Le differenze di genere traspaiono nelle funzioni, negli atteggiamenti, nei sentimenti, nella sensibilità, tuttavia sono complementari, cioè necessarie alla pari, nella realizzazione del progetto prefissato. Chi storicamente detiene il potere, abitualmente maschile, non ne ha mai ceduto una minima parte, tranne rari casi, come quelli dei grandi maestri della povertà, della giustizia e della nonviolenza. E’ spettato dunque alla donna conquistarsi la parità dei ruoli, intesa non tanto come diritto a fare la guerra come gli uomini, ma come possibilità di portare nella quotidianità e nella storia la sua “differenza” di sentire e di agire, improntata piuttosto all’accoglienza ed alla pace. Ed il cammino è solo cominciato.

Nel mondo cattolico il rifiuto di concedere il sacerdozio alle donne, realtà già conquistata in alcuni settori del protestantesimo e di altre religioni, e, nella vita laica, l’impossibilità delle donne di godere di alcune opportunità di inserimento nel lavoro o altrove sono esempi, tra i tanti, della discriminazione, se non della violenza, che si esercita sulla donna.
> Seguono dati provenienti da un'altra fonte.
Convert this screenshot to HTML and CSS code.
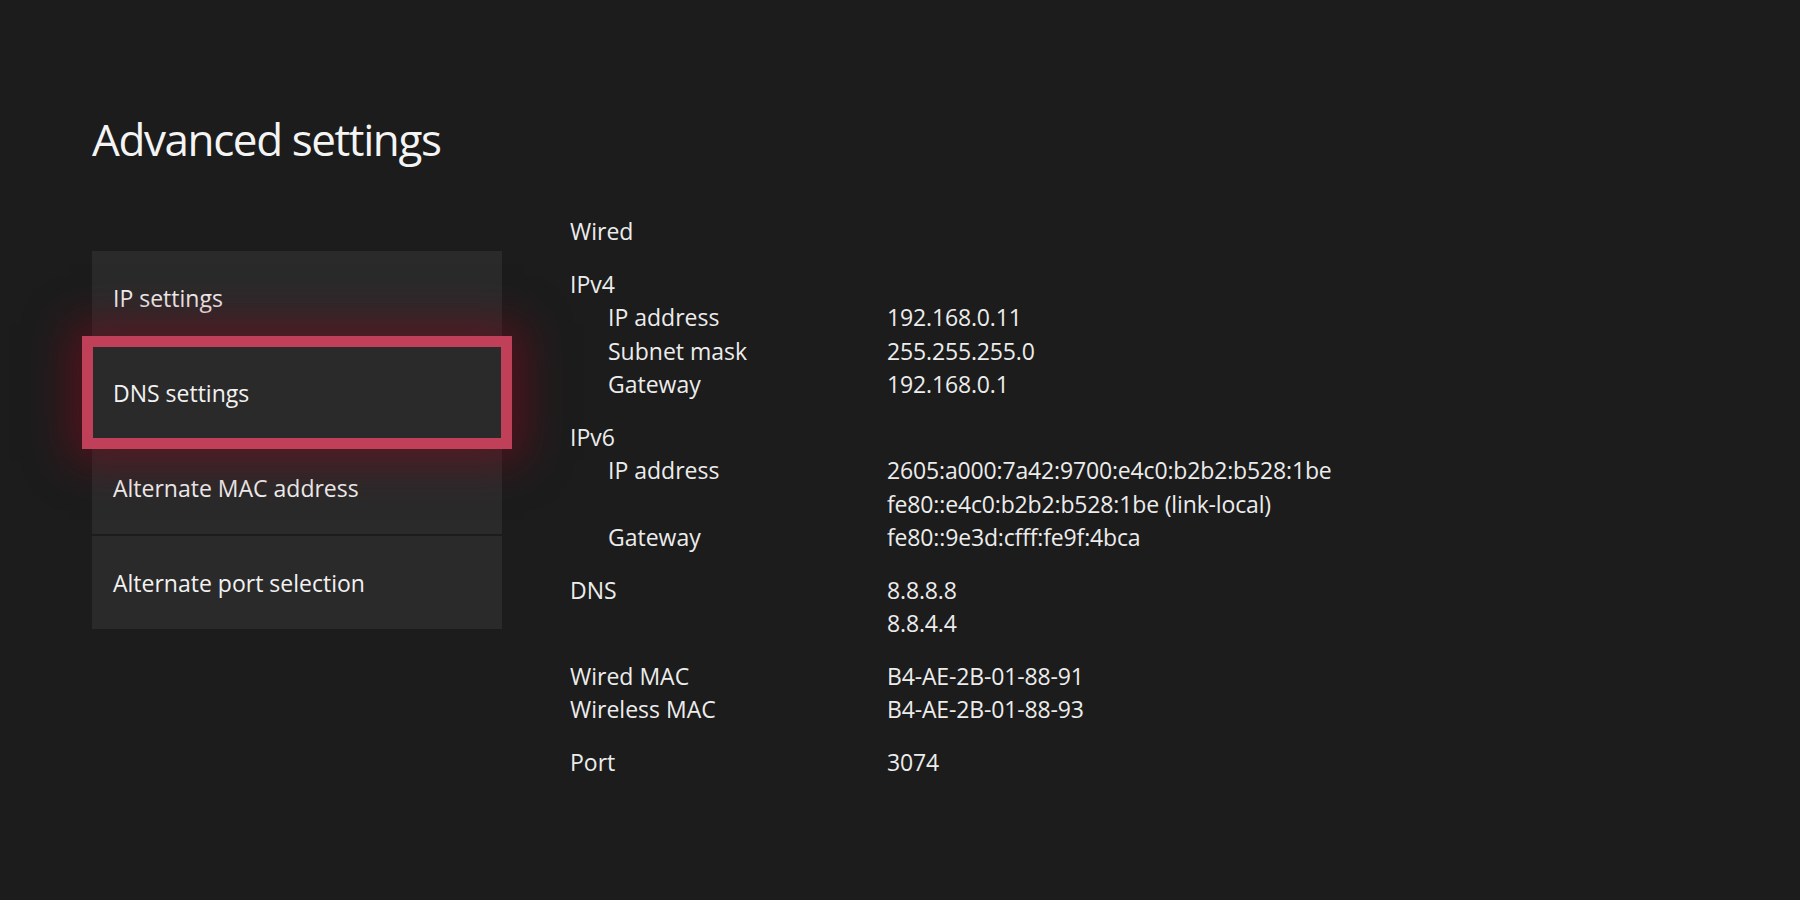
FILE: index.html
```html
<!DOCTYPE html>
<html lang="en">
<head>
<meta charset="utf-8">
<title>Advanced settings</title>
<link rel="stylesheet" href="styles.css">
</head>
<body>
<div class="page">
  <h1 class="title">Advanced settings</h1>
  <div class="main">
    <nav class="menu">
      <div class="item">IP settings</div>
      <div class="item focused">DNS settings</div>
      <div class="item">Alternate MAC address</div>
      <div class="item">Alternate port selection</div>
    </nav>
    <section class="details">
      <div class="group">
        <div class="row"><span class="label">Wired</span></div>
      </div>
      <div class="group">
        <div class="row"><span class="label">IPv4</span></div>
        <div class="row"><span class="label sub">IP address</span><span class="value">192.168.0.11</span></div>
        <div class="row"><span class="label sub">Subnet mask</span><span class="value">255.255.255.0</span></div>
        <div class="row"><span class="label sub">Gateway</span><span class="value">192.168.0.1</span></div>
      </div>
      <div class="group">
        <div class="row"><span class="label">IPv6</span></div>
        <div class="row"><span class="label sub">IP address</span><span class="value">2605:a000:7a42:9700:e4c0:b2b2:b528:1be</span></div>
        <div class="row"><span class="label sub"></span><span class="value">fe80::e4c0:b2b2:b528:1be (link-local)</span></div>
        <div class="row"><span class="label sub">Gateway</span><span class="value">fe80::9e3d:cfff:fe9f:4bca</span></div>
      </div>
      <div class="group">
        <div class="row"><span class="label">DNS</span><span class="value">8.8.8.8</span></div>
        <div class="row"><span class="label"></span><span class="value">8.8.4.4</span></div>
      </div>
      <div class="group">
        <div class="row"><span class="label">Wired MAC</span><span class="value">B4-AE-2B-01-88-91</span></div>
        <div class="row"><span class="label">Wireless MAC</span><span class="value">B4-AE-2B-01-88-93</span></div>
      </div>
      <div class="group">
        <div class="row"><span class="label">Port</span><span class="value">3074</span></div>
      </div>
    </section>
  </div>
</div>
</body>
</html>
```

FILE: styles.css
```css
html, body {
  margin: 0;
  height: 100%;
}

body {
  background: #1c1c1c;
  color: #f0f0f0;
  font-family: "Open Sans", "Noto Sans", "DejaVu Sans", sans-serif;
  overflow: hidden;
}

.page {
  padding: 111px 0 0 92px;
}

.title {
  margin: 0;
  font-size: 44px;
  font-weight: 400;
  line-height: 57px;
  color: #f4f4f4;
  letter-spacing: -1.4px;
}

.main {
  display: flex;
  align-items: flex-start;
  margin-top: 47px;
}

.menu {
  width: 410px;
  margin-top: 36px;
  display: flex;
  flex-direction: column;
  gap: 2px;
}

.item {
  height: 93px;
  background: #2a2a2a;
  display: flex;
  align-items: center;
  padding-left: 21px;
  font-size: 23px;
  color: #f2f2f2;
}

.item.focused {
  position: relative;
  z-index: 1;
}

.item.focused::after {
  content: "";
  position: absolute;
  inset: -10px;
  border: 11px solid #c0405a;
  box-shadow: 0 0 40px 12px rgba(120, 12, 30, 0.6);
  pointer-events: none;
}

.details {
  margin-left: 68px;
  font-size: 23px;
  line-height: 33.5px;
  color: #ececec;
}

.group + .group {
  margin-top: 19px;
}

.row {
  display: flex;
}

.label {
  width: 317px;
  flex: none;
  box-sizing: border-box;
}

.label.sub {
  padding-left: 38px;
}

.value {
  white-space: nowrap;
  letter-spacing: -0.15px;
}
```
Ad una prima lettura dei testi di una festività di recente istituzione nel mondo cattolico quale l’Immacolata, non avrei pensato potessero scorrere tanti pensieri, grazie ad una riflessione collettiva, sollecitata soprattutto da donne.

Durante il Natale che si avvicina, l’augurio è che ciascuno possa cogliere il messaggio della pari collaborazione di donne e uomini ai progetti umani e di salvezza e che la pace, più di sapore di genere femminile che non la guerra, tipicamente maschile e maschilista, possa a poco a poco affermarsi nel consorzio umano.